Exercise —
Set down each line of the data below exactly as it stands, dropping the pictures.

--- BEGIN Source material ---

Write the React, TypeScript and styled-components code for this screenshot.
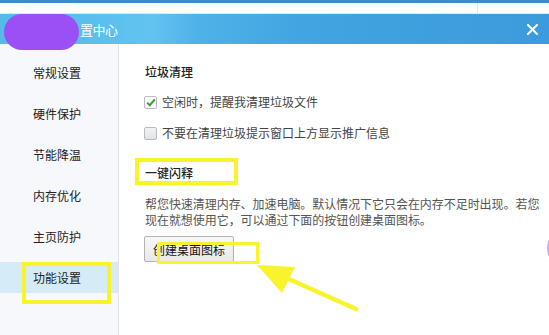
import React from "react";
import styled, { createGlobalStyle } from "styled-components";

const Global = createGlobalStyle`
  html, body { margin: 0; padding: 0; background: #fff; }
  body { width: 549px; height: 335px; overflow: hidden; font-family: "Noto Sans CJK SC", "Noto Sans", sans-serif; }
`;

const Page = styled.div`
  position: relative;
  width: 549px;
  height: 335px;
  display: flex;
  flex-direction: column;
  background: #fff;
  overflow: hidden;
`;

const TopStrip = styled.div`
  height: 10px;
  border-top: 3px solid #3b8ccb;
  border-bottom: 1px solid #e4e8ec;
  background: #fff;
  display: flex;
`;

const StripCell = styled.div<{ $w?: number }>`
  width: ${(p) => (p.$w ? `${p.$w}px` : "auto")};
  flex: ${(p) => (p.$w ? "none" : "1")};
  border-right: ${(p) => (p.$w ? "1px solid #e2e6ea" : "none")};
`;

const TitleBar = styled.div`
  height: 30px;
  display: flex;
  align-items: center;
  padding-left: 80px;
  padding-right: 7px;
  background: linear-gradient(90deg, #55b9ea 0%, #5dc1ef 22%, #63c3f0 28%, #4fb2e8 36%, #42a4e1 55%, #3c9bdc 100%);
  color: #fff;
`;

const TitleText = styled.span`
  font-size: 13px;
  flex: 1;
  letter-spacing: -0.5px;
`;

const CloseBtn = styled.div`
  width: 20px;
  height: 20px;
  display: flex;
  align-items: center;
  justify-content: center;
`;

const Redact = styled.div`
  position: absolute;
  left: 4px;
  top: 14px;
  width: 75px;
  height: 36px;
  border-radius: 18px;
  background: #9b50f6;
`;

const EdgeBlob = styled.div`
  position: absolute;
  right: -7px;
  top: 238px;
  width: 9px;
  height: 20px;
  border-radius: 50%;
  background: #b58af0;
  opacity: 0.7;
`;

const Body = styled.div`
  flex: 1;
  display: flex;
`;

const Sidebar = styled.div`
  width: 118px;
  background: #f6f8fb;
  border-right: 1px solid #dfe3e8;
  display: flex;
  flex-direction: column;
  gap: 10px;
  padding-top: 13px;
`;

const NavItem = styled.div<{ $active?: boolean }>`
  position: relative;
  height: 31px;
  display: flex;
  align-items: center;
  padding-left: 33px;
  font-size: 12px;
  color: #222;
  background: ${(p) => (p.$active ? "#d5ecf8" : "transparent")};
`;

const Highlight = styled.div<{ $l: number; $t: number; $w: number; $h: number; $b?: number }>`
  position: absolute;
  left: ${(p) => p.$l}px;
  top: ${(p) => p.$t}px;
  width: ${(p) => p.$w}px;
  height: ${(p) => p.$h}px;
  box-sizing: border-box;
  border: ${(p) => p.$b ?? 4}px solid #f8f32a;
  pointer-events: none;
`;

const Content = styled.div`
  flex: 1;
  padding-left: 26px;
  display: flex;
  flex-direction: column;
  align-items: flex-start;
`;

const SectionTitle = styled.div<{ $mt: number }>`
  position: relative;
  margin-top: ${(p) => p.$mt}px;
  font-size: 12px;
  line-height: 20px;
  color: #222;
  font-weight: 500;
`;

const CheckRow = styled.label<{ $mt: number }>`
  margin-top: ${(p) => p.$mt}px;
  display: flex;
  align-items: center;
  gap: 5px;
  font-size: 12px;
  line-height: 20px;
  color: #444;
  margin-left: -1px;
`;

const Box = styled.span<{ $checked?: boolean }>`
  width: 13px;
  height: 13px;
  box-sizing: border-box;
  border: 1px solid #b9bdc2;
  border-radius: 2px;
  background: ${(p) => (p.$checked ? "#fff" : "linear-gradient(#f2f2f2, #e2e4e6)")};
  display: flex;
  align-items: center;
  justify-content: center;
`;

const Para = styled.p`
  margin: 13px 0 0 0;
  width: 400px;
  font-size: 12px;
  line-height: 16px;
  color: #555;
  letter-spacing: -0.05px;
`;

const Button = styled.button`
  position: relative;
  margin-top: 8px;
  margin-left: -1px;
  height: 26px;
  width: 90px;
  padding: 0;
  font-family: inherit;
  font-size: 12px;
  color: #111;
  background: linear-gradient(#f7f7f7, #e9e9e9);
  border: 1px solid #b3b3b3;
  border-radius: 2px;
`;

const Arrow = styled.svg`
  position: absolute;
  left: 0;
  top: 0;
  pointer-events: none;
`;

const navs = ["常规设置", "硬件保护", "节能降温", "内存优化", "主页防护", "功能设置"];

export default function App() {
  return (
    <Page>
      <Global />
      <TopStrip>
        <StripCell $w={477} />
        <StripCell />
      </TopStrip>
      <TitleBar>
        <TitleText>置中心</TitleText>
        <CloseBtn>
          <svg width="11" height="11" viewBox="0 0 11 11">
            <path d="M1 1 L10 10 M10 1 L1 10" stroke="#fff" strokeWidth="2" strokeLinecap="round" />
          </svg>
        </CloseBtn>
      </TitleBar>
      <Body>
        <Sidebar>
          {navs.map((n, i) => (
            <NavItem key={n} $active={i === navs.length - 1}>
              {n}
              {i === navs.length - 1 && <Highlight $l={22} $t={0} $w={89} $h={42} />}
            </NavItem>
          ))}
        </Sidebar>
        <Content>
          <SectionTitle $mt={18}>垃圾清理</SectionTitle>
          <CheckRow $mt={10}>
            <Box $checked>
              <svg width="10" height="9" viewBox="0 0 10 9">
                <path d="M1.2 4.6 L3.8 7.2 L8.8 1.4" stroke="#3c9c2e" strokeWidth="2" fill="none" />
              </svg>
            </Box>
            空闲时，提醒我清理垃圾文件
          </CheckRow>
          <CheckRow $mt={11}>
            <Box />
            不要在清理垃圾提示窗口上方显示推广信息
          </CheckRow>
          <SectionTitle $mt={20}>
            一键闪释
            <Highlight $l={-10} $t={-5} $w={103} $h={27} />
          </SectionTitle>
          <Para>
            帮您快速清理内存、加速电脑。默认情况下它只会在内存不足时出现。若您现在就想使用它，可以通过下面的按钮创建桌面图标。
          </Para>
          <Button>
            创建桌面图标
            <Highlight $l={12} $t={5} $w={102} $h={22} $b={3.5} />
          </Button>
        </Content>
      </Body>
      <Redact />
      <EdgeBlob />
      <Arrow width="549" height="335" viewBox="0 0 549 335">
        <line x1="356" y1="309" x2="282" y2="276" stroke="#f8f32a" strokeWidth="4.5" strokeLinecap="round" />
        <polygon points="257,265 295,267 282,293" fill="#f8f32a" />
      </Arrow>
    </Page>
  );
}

--- END Source material ---

Full answer —
Write the React, TypeScript and styled-components code for this screenshot.
import React from "react";
import styled, { createGlobalStyle } from "styled-components";

const Global = createGlobalStyle`
  html, body { margin: 0; padding: 0; background: #fff; }
  body { width: 549px; height: 335px; overflow: hidden; font-family: "Noto Sans CJK SC", "Noto Sans", sans-serif; }
`;

const Page = styled.div`
  position: relative;
  width: 549px;
  height: 335px;
  display: flex;
  flex-direction: column;
  background: #fff;
  overflow: hidden;
`;

const TopStrip = styled.div`
  height: 10px;
  border-top: 3px solid #3b8ccb;
  border-bottom: 1px solid #e4e8ec;
  background: #fff;
  display: flex;
`;

const StripCell = styled.div<{ $w?: number }>`
  width: ${(p) => (p.$w ? `${p.$w}px` : "auto")};
  flex: ${(p) => (p.$w ? "none" : "1")};
  border-right: ${(p) => (p.$w ? "1px solid #e2e6ea" : "none")};
`;

const TitleBar = styled.div`
  height: 30px;
  display: flex;
  align-items: center;
  padding-left: 80px;
  padding-right: 7px;
  background: linear-gradient(90deg, #55b9ea 0%, #5dc1ef 22%, #63c3f0 28%, #4fb2e8 36%, #42a4e1 55%, #3c9bdc 100%);
  color: #fff;
`;

const TitleText = styled.span`
  font-size: 13px;
  flex: 1;
  letter-spacing: -0.5px;
`;

const CloseBtn = styled.div`
  width: 20px;
  height: 20px;
  display: flex;
  align-items: center;
  justify-content: center;
`;

const Redact = styled.div`
  position: absolute;
  left: 4px;
  top: 14px;
  width: 75px;
  height: 36px;
  border-radius: 18px;
  background: #9b50f6;
`;

const EdgeBlob = styled.div`
  position: absolute;
  right: -7px;
  top: 238px;
  width: 9px;
  height: 20px;
  border-radius: 50%;
  background: #b58af0;
  opacity: 0.7;
`;

const Body = styled.div`
  flex: 1;
  display: flex;
`;

const Sidebar = styled.div`
  width: 118px;
  background: #f6f8fb;
  border-right: 1px solid #dfe3e8;
  display: flex;
  flex-direction: column;
  gap: 10px;
  padding-top: 13px;
`;

const NavItem = styled.div<{ $active?: boolean }>`
  position: relative;
  height: 31px;
  display: flex;
  align-items: center;
  padding-left: 33px;
  font-size: 12px;
  color: #222;
  background: ${(p) => (p.$active ? "#d5ecf8" : "transparent")};
`;

const Highlight = styled.div<{ $l: number; $t: number; $w: number; $h: number; $b?: number }>`
  position: absolute;
  left: ${(p) => p.$l}px;
  top: ${(p) => p.$t}px;
  width: ${(p) => p.$w}px;
  height: ${(p) => p.$h}px;
  box-sizing: border-box;
  border: ${(p) => p.$b ?? 4}px solid #f8f32a;
  pointer-events: none;
`;

const Content = styled.div`
  flex: 1;
  padding-left: 26px;
  display: flex;
  flex-direction: column;
  align-items: flex-start;
`;

const SectionTitle = styled.div<{ $mt: number }>`
  position: relative;
  margin-top: ${(p) => p.$mt}px;
  font-size: 12px;
  line-height: 20px;
  color: #222;
  font-weight: 500;
`;

const CheckRow = styled.label<{ $mt: number }>`
  margin-top: ${(p) => p.$mt}px;
  display: flex;
  align-items: center;
  gap: 5px;
  font-size: 12px;
  line-height: 20px;
  color: #444;
  margin-left: -1px;
`;

const Box = styled.span<{ $checked?: boolean }>`
  width: 13px;
  height: 13px;
  box-sizing: border-box;
  border: 1px solid #b9bdc2;
  border-radius: 2px;
  background: ${(p) => (p.$checked ? "#fff" : "linear-gradient(#f2f2f2, #e2e4e6)")};
  display: flex;
  align-items: center;
  justify-content: center;
`;

const Para = styled.p`
  margin: 13px 0 0 0;
  width: 400px;
  font-size: 12px;
  line-height: 16px;
  color: #555;
  letter-spacing: -0.05px;
`;

const Button = styled.button`
  position: relative;
  margin-top: 8px;
  margin-left: -1px;
  height: 26px;
  width: 90px;
  padding: 0;
  font-family: inherit;
  font-size: 12px;
  color: #111;
  background: linear-gradient(#f7f7f7, #e9e9e9);
  border: 1px solid #b3b3b3;
  border-radius: 2px;
`;

const Arrow = styled.svg`
  position: absolute;
  left: 0;
  top: 0;
  pointer-events: none;
`;

const navs = ["常规设置", "硬件保护", "节能降温", "内存优化", "主页防护", "功能设置"];

export default function App() {
  return (
    <Page>
      <Global />
      <TopStrip>
        <StripCell $w={477} />
        <StripCell />
      </TopStrip>
      <TitleBar>
        <TitleText>置中心</TitleText>
        <CloseBtn>
          <svg width="11" height="11" viewBox="0 0 11 11">
            <path d="M1 1 L10 10 M10 1 L1 10" stroke="#fff" strokeWidth="2" strokeLinecap="round" />
          </svg>
        </CloseBtn>
      </TitleBar>
      <Body>
        <Sidebar>
          {navs.map((n, i) => (
            <NavItem key={n} $active={i === navs.length - 1}>
              {n}
              {i === navs.length - 1 && <Highlight $l={22} $t={0} $w={89} $h={42} />}
            </NavItem>
          ))}
        </Sidebar>
        <Content>
          <SectionTitle $mt={18}>垃圾清理</SectionTitle>
          <CheckRow $mt={10}>
            <Box $checked>
              <svg width="10" height="9" viewBox="0 0 10 9">
                <path d="M1.2 4.6 L3.8 7.2 L8.8 1.4" stroke="#3c9c2e" strokeWidth="2" fill="none" />
              </svg>
            </Box>
            空闲时，提醒我清理垃圾文件
          </CheckRow>
          <CheckRow $mt={11}>
            <Box />
            不要在清理垃圾提示窗口上方显示推广信息
          </CheckRow>
          <SectionTitle $mt={20}>
            一键闪释
            <Highlight $l={-10} $t={-5} $w={103} $h={27} />
          </SectionTitle>
          <Para>
            帮您快速清理内存、加速电脑。默认情况下它只会在内存不足时出现。若您现在就想使用它，可以通过下面的按钮创建桌面图标。
          </Para>
          <Button>
            创建桌面图标
            <Highlight $l={12} $t={5} $w={102} $h={22} $b={3.5} />
          </Button>
        </Content>
      </Body>
      <Redact />
      <EdgeBlob />
      <Arrow width="549" height="335" viewBox="0 0 549 335">
        <line x1="356" y1="309" x2="282" y2="276" stroke="#f8f32a" strokeWidth="4.5" strokeLinecap="round" />
        <polygon points="257,265 295,267 282,293" fill="#f8f32a" />
      </Arrow>
    </Page>
  );
}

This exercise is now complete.